Una vez elegida su víctima -generalmente en lugares remotos y a miles de kilómetros de distancia unas de otras- preparaba y escondía en un impecable kit de muerte -y dentro de un balde- armas, silenciadores, bolsas plásticas, ancha cinta adhesiva, y cortaba los cables de teléfono de la casa de sus presas.
En 2011, cuando llegó a Chicago, ya llevaba un croquis del crimen que había planeado. Fue hasta una agencia de alquiler de coches, manejó 1600 kilómetros y eligió una bella casa en una zona aislada y bella de Vermont. Bill y Lorena Currier no sospecharon el horror que se avecinaba cuando notaron que la línea de teléfono no funcionaba. Solo unos minutos después, Israel Keyes los había maniatado. Enceguecido por el placer, llevó al matrimonio a una casa abandonada, violó a la mujer y la estranguló; luego, le disparó a Bill y se deshizo de los cadáveres.
Así siguió durante meses: planeando viajes, eligiendo víctimas, violando, descuartizando, ocultando los cuerpos. La policía no podía relacionar ningún crimen ni pensar que una sola persona era el autor de los mismos. Estaban desconcertados.
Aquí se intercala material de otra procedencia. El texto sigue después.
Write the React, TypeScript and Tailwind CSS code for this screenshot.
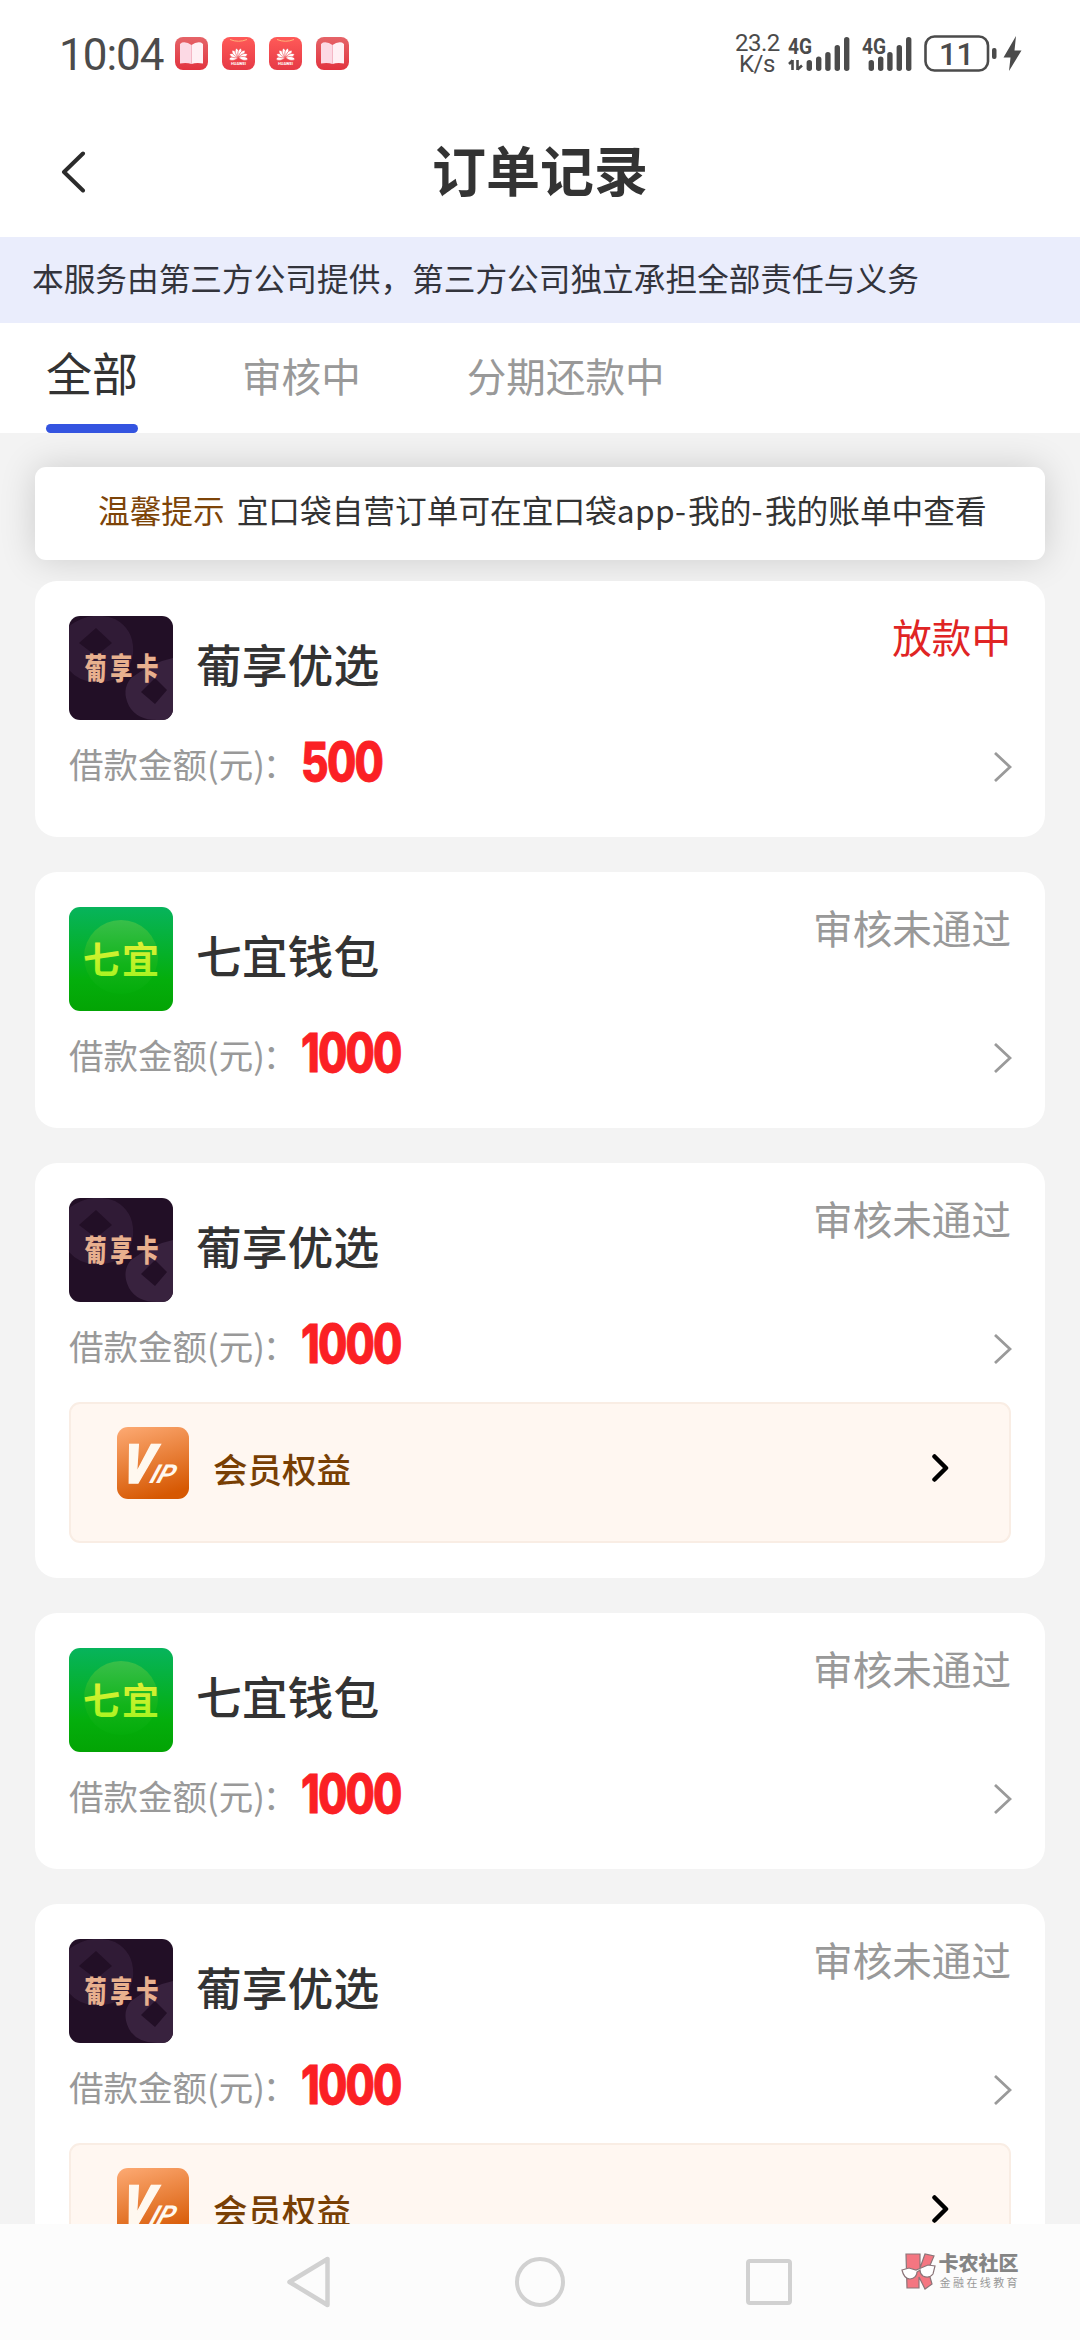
import { clsx } from 'clsx'

type Brand = 'puxiang' | 'qiyi'

interface Order {
  brand: Brand
  name: string
  amount: string
  status: string
  active?: boolean
  vip?: boolean
}

const orders: Order[] = [
  { brand: 'puxiang', name: '葡享优选', amount: '500', status: '放款中', active: true },
  { brand: 'qiyi', name: '七宜钱包', amount: '1000', status: '审核未通过' },
  { brand: 'puxiang', name: '葡享优选', amount: '1000', status: '审核未通过', vip: true },
  { brand: 'qiyi', name: '七宜钱包', amount: '1000', status: '审核未通过' },
  { brand: 'puxiang', name: '葡享优选', amount: '1000', status: '审核未通过', vip: true },
]

function BookIcon() {
  return (
    <svg width="33" height="33" viewBox="0 0 33 33">
      <defs>
        <linearGradient id="book" x1="0" y1="0" x2="0" y2="1">
          <stop offset="0" stopColor="#e56468" />
          <stop offset="1" stopColor="#e2333f" />
        </linearGradient>
      </defs>
      <rect width="33" height="33" rx="8" fill="url(#book)" />
      <path d="M5 7 L7 5.5 Q12 4.5 16.5 8 L16.5 27 Q12 25.5 5 26.5Z" fill="#fcd9e4" />
      <path d="M28 7 L26 5.5 Q21 4.5 16.5 8 L16.5 27 Q21 25.5 28 26.5Z" fill="#fff0f4" />
      <path d="M16.5 8 V27" stroke="#f3b5c4" strokeWidth="0.8" />
    </svg>
  )
}

function HuaweiIcon() {
  return (
    <svg width="33" height="33" viewBox="0 0 33 33">
      <defs>
        <linearGradient id="hw" x1="0" y1="0" x2="0" y2="1">
          <stop offset="0" stopColor="#ff5a58" />
          <stop offset="1" stopColor="#e63a46" />
        </linearGradient>
      </defs>
      <rect width="33" height="33" rx="8" fill="url(#hw)" />
      <path d="M8 2.5 Q16.5 6 25 2.5" fill="none" stroke="#ffb27a" strokeWidth="1" />
      {[-100, -70, -42, -14, 14, 42, 70, 100].map((deg) => (
        <path
          key={deg}
          d="M16.5 20.5 C13.6 16 13.8 11.5 16.5 9.6 C19.2 11.5 19.4 16 16.5 20.5Z"
          fill="#fff"
          stroke="#ee4a50"
          strokeWidth="0.7"
          transform={`rotate(${deg} 16.5 20.5) translate(16.5 20.5) scale(0.88) translate(-16.5 -20.5)`}
        />
      ))}
      <text x="16.5" y="28.4" textAnchor="middle" fontSize="4" fontWeight="700" fill="#fff" fontFamily="Roboto, sans-serif">
        HUAWEI
      </text>
    </svg>
  )
}

function Signal({ data }: { data?: boolean }) {
  return (
    <svg className="overflow-visible" width={data ? 62 : 50} height="36" viewBox={data ? '0 0 62 36' : '12 0 50 36'} fill="#4b4b4b">
      <text x={data ? 0 : 12} y="17.5" fontSize="22" fontWeight="700" textLength="24" lengthAdjust="spacingAndGlyphs" fontFamily="Roboto, sans-serif">
        4G
      </text>
      {data && <path d="M4.5 24 V34 M1 28 L4.5 24.5 M9.5 24 V34 M9.5 33.5 L14 29.5" stroke="#4b4b4b" strokeWidth="2.6" fill="none" />}
      <rect x="18.6" y="24" width="5.4" height="11" rx="2.7" />
      <rect x="28" y="20.5" width="5.4" height="14.5" rx="2.7" />
      <rect x="37.2" y="16" width="5.4" height="19" rx="2.7" />
      <rect x="46.6" y="9" width="5.4" height="26" rx="2.7" />
      <rect x="56" y="1" width="5.4" height="34" rx="2.7" />
    </svg>
  )
}

function StatusBar() {
  return (
    <div className="flex h-[107px] items-center justify-between pr-[56px] pl-[59px] font-[Roboto,sans-serif] text-[#4b4b4b]">
      <div className="flex items-center">
        <span className="w-[116px] pt-[2px] text-[44px] leading-[52px] tracking-[-1px]">10:04</span>
        <div className="flex gap-[14px]">
          <BookIcon />
          <HuaweiIcon />
          <HuaweiIcon />
          <BookIcon />
        </div>
      </div>
      <div className="flex items-center">
        <div className="mt-[1px] w-[44px] text-center text-[24px] leading-[21px] tracking-[-0.5px]">
          <div>23.2</div>
          <div>K/s</div>
        </div>
        <div className="ml-[9px] flex gap-3">
          <Signal data />
          <Signal />
        </div>
        <svg className="ml-3" width="100" height="38" viewBox="0 0 100 38">
          <rect x="1.5" y="1.5" width="62.5" height="34" rx="9" fill="none" stroke="#4b4b4b" strokeWidth="2.6" />
          <rect x="68" y="13" width="4.5" height="11" rx="2" fill="#4b4b4b" />
          <path d="M92 1 L79.5 22.5 H86.5 L85 36 L97.5 15.5 H90.5Z" fill="#4b4b4b" />
          <text x="32.5" y="29.5" textAnchor="middle" fontSize="31" fontWeight="500" fill="#4b4b4b" fontFamily="Roboto, sans-serif">
            11
          </text>
        </svg>
      </div>
    </div>
  )
}

function PuxiangLogo() {
  return (
    <svg width="104" height="104" viewBox="0 0 104 104" className="rounded-[11px]">
      <rect width="104" height="104" fill="#220f26" />
      <path d="M0 10 Q22 -6 46 3 Q66 14 64 38 Q60 64 32 66 Q12 68 0 54Z M27 12 L10 27 L27 40 L43 27Z" fill="#301b36" fillRule="evenodd" />
      <path d="M104 42 Q84 46 62 62 Q52 74 60 90 Q68 104 88 104 H104Z M86 62 L98 74 L86 88 L72 76Z" fill="#38223e" fillRule="evenodd" />
      <g transform="translate(52 62.5) scale(0.74 1)">
        <text x="3" y="0" textAnchor="middle" fontSize="30" fontWeight="900" letterSpacing="5" fill="#e8b08e" fontFamily="'Noto Sans CJK SC', sans-serif">
          葡享卡
        </text>
      </g>
    </svg>
  )
}

function QiyiLogo() {
  return (
    <svg width="104" height="104" viewBox="0 0 104 104" className="rounded-[11px]">
      <defs>
        <linearGradient id="qyBg" x1="0" y1="0" x2="0" y2="1">
          <stop offset="0" stopColor="#07b45c" />
          <stop offset="0.7" stopColor="#04ae0c" />
          <stop offset="1" stopColor="#03a404" />
        </linearGradient>
        <linearGradient id="qyDisc" x1="0" y1="0" x2="0" y2="1">
          <stop offset="0" stopColor="#38bf4a" />
          <stop offset="0.6" stopColor="#12b41a" />
          <stop offset="1" stopColor="#04ac0a" />
        </linearGradient>
        <linearGradient id="qyText" x1="0" y1="0" x2="0" y2="1">
          <stop offset="0" stopColor="#f1ee3a" />
          <stop offset="1" stopColor="#9df51d" />
        </linearGradient>
      </defs>
      <rect width="104" height="104" fill="url(#qyBg)" />
      <circle cx="52" cy="50" r="37" fill="url(#qyDisc)" />
      <text x="53" y="66.5" textAnchor="middle" fontSize="37" fontWeight="700" letterSpacing="2" fill="url(#qyText)" fontFamily="'Noto Sans CJK SC', sans-serif">
        七宜
      </text>
    </svg>
  )
}

function VipIcon() {
  return (
    <svg width="72" height="72" viewBox="0 0 72 72">
      <defs>
        <linearGradient id="vip" x1="0.2" y1="0" x2="0.5" y2="1">
          <stop offset="0" stopColor="#fba66e" />
          <stop offset="1" stopColor="#d65802" />
        </linearGradient>
      </defs>
      <rect width="72" height="72" rx="11" fill="url(#vip)" />
      <g fill="#fff8ef" fontFamily="Roboto, sans-serif" fontWeight="900" fontStyle="italic">
        <g transform="translate(3.5 55.5) skewX(-9) scale(0.88 1)">
          <text x="0" y="0" fontSize="54" stroke="#fff8ef" strokeWidth="1.5">V</text>
        </g>
        <g transform="translate(31.5 55.5) skewX(-20)">
          <text x="0" y="0" fontSize="26" fontWeight="700">IP</text>
        </g>
      </g>
    </svg>
  )
}

function VipEntry() {
  return (
    <div className="mt-[25px] flex h-[141px] items-start rounded-[11px] border-2 border-[#f9ede4] bg-[#fff7f1] pt-[23px] pr-[60px] pl-[46px]">
      <VipIcon />
      <span className="mt-[17px] ml-6 text-[34.5px] leading-[48px] font-medium text-[#783f04]">会员权益</span>
      <svg className="mt-[27px] ml-auto" width="17" height="28" viewBox="0 0 17 28" fill="none" stroke="#000" strokeWidth="4.5" strokeLinecap="round" strokeLinejoin="round">
        <path d="M2.5 2.5 L14 14 L2.5 25.5" />
      </svg>
    </div>
  )
}

function OrderCard({ order }: { order: Order }) {
  return (
    <div className={clsx('shrink-0 rounded-[22px] bg-white px-[34px] pt-[35px]', order.vip ? 'pb-[35px]' : 'pb-[42px]')}>
      <div className="flex h-[104px] items-start">
        {order.brand === 'puxiang' ? <PuxiangLogo /> : <QiyiLogo />}
        <span className="ml-[23px] text-[45.8px] leading-[94px] font-medium text-[#333]">{order.name}</span>
        <span className={clsx('ml-auto text-[39.6px] leading-[40px]', order.active ? 'text-[#e02424]' : 'text-[#999]')}>
          {order.status}
        </span>
      </div>
      <div className="mt-[13px] flex h-[62px] items-center">
        <span className="-mt-[2px] w-[232px] text-[34.5px] leading-[50px] whitespace-nowrap text-[#999]">
          借款金额(元)<span className="-ml-[2px]">：</span>
        </span>
        <span className="-mt-[4px] origin-left scale-x-[0.8] font-[Inter,sans-serif] text-[53px] leading-[66px] font-extrabold tracking-[-2.2px] text-[#fb2024] [-webkit-text-stroke:0.8px_#fb2024]">
          {order.amount}
        </span>
        <svg className="mt-[5px] -mr-px ml-auto" width="18" height="30" viewBox="0 0 18 30" fill="none" stroke="#9a9a9a" strokeWidth="2.8">
          <path d="M1 1 L16 15 L1 29" />
        </svg>
      </div>
      {order.vip && <VipEntry />}
    </div>
  )
}

function CommunityLogo() {
  return (
    <div className="flex h-[36px] items-center">
      <svg width="35" height="37" viewBox="0 0 35 37" stroke="#8b7579" strokeWidth="1.2">
        <path d="M5 1 H19 V15 L24 1 L33 3 L27 17 L31 31 L24 36 L18 24 V35 H6Z" fill="#f47681" />
        <path d="M1 17 L8 15 L15 17 L20 15 L27 12 L34 13 L32 21 Q28 26 22 23 Q19 21 19 17 L16 19 Q16 25 9 26 Q3 26 1 17Z" fill="#fff" />
      </svg>
      <div className="ml-[3px] text-[#858585]">
        <div className="text-[20px] leading-[22px] font-black">卡农社区</div>
        <div className="ml-[1px] text-[11px] leading-[17px] tracking-[2.4px] text-[#999]">金融在线教育</div>
      </div>
    </div>
  )
}

function NavBar() {
  return (
    <div className="flex h-[116px] shrink-0 items-center bg-[#fcfcfc] pr-[60px] pl-[286px]">
      <svg width="45" height="52" viewBox="0 0 45 52" fill="none" stroke="#d1d1d1" strokeWidth="4.5" strokeLinejoin="round">
        <path d="M41.5 3 V49 L3.5 26Z" />
      </svg>
      <div className="ml-[184px] size-[50px] rounded-full border-[4.5px] border-[#d1d1d1]" />
      <div className="ml-[181px] size-[46px] rounded-[4px] border-[4.5px] border-[#d1d1d1]" />
      <div className="mb-[22px] ml-auto">
        <CommunityLogo />
      </div>
    </div>
  )
}

export default function App() {
  return (
    <div className="flex h-[2340px] w-[1080px] flex-col overflow-hidden bg-white font-['Noto_Sans_CJK_SC',sans-serif] text-[#333]">
      <StatusBar />

      <header className="flex h-[130px] items-center pl-[61px]">
        <svg className="shrink-0" width="25" height="42" viewBox="0 0 25 42" fill="none" stroke="#2b2b2b" strokeWidth="4" strokeLinecap="round" strokeLinejoin="round">
          <path d="M22 2.5 L3 21 L22 39.5" />
        </svg>
        <h1 className="flex-1 pr-[86px] pb-[6px] text-center text-[54px] leading-[80px] font-bold">订单记录</h1>
      </header>

      <div className="flex h-[86px] items-center bg-[#eaedfc] pb-[4px] pl-8 text-[31.68px] text-[#33343c]">
        本服务由第三方公司提供，第三方公司独立承担全部责任与义务
      </div>

      <nav className="flex h-[110px] shrink-0 items-start pl-[46px] text-[39.6px] text-[#999]">
        <div className="flex h-[110px] w-[92px] flex-col justify-between text-[46px] text-[#333]">
          <span className="leading-[97px]">全部</span>
          <div className="h-[9px] shrink-0 rounded-full bg-[#3454e0]" />
        </div>
        <span className="ml-[104px] leading-[103px]">审核中</span>
        <span className="ml-[106px] leading-[103px]">分期还款中</span>
      </nav>

      <main className="flex min-h-0 flex-1 flex-col overflow-hidden bg-[#f3f3f3] px-[35px] pt-[34px]">
        <div className="flex h-[93px] shrink-0 items-center rounded-[11px] bg-white pb-[7px] pl-[63px] text-[31.68px] whitespace-nowrap shadow-[0_0_36px_rgba(0,0,0,0.16)]">
          <span className="mr-[12px] text-[#7d4408]">温馨提示</span>
          <span>
            宜口袋自营订单可在宜口袋<span className="tracking-[0.4px]">app</span>
            <span className="tracking-[2px]">-</span>我的<span className="tracking-[2.5px]">-</span>我的账单中查看
          </span>
        </div>
        <div className="mt-[21px] flex flex-col gap-[35px]">
          {orders.map((order, i) => (
            <OrderCard key={i} order={order} />
          ))}
        </div>
      </main>

      <NavBar />
    </div>
  )
}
Pero algo pasó en 2012 cuando entró a ese kiosco y se llevó a Samantha. Quizás ya estaba muy confiado. Quizás creyó que nunca iban a atraparlo porque su plan era perfecto. Pero por primera vez no se cuidó frente a las cámaras de seguridad, mató cerca del lugar donde vivía y, lo que finalmente lo hizo caer, cometió un error imposible: sacó dinero con la tarjeta de crédito de su víctima.
Dos meses después cayó en una playa de estacionamiento de Lufkin, Texas, por usar esa tarjeta que la policía rastreaba desde Nuevo México y Arizona. Y cantó todo.
Detenido como sospechoso de asesinato, acabó por confesar que mató a cuatro personas en Washington y a una en Nueva York, donde tenía diez hectáreas y una cabaña, posiblemente el cuartel general de sus minuciosos preparativos para matar.
Asesino, violador, pirómano, ladrón y asaltante de bancos desde el 96, cuando atacó a una adolescente en Oregón, fue, según los veteranos investigadores que lo interrogaron, “mentiroso, desfachatado y capaz de negociar sus crímenes” –prometió confesión completa– a cambio de rebaja en su condena a muerte.
“Todo parecía lloverle. Se encogía de hombros, se reía a carcajadas, y encaraba los interrogatorios como una función de circo”, recordó un de los hombres de azul.
Aunque se le atribuyen más de 15 asesinatos a sangre fría –varios cuerpos fueron encontrados–, su última víctima fue el lazo de su caída
Uno de los psicólogos forenses que trabajó en el caso, describió al criminal como “una especie de adicto al asesinato”, alguien que cazaba sus víctimas en lugares remotos: senderos, campamentos, pequeñas ciudades, parques.
Su última jugada fue confesar el crimen del matrimonio Currier a cambio de achicar su brutal retahíla de sangre, pero no funcionó.
Mientras en el tribunal se lo juzgaba por el asesinato de Sanamtha Koenig, Israel Keyes se cortó las venas y se ahorcó en su celda el 2 de diciembre de 2012.
Lo único que quedó en la cárcel, entre la sangre de sus venas, fue un extraño y burdo poema: Oda al Asesinato. Que jamás figuraría en la historia de la literatura.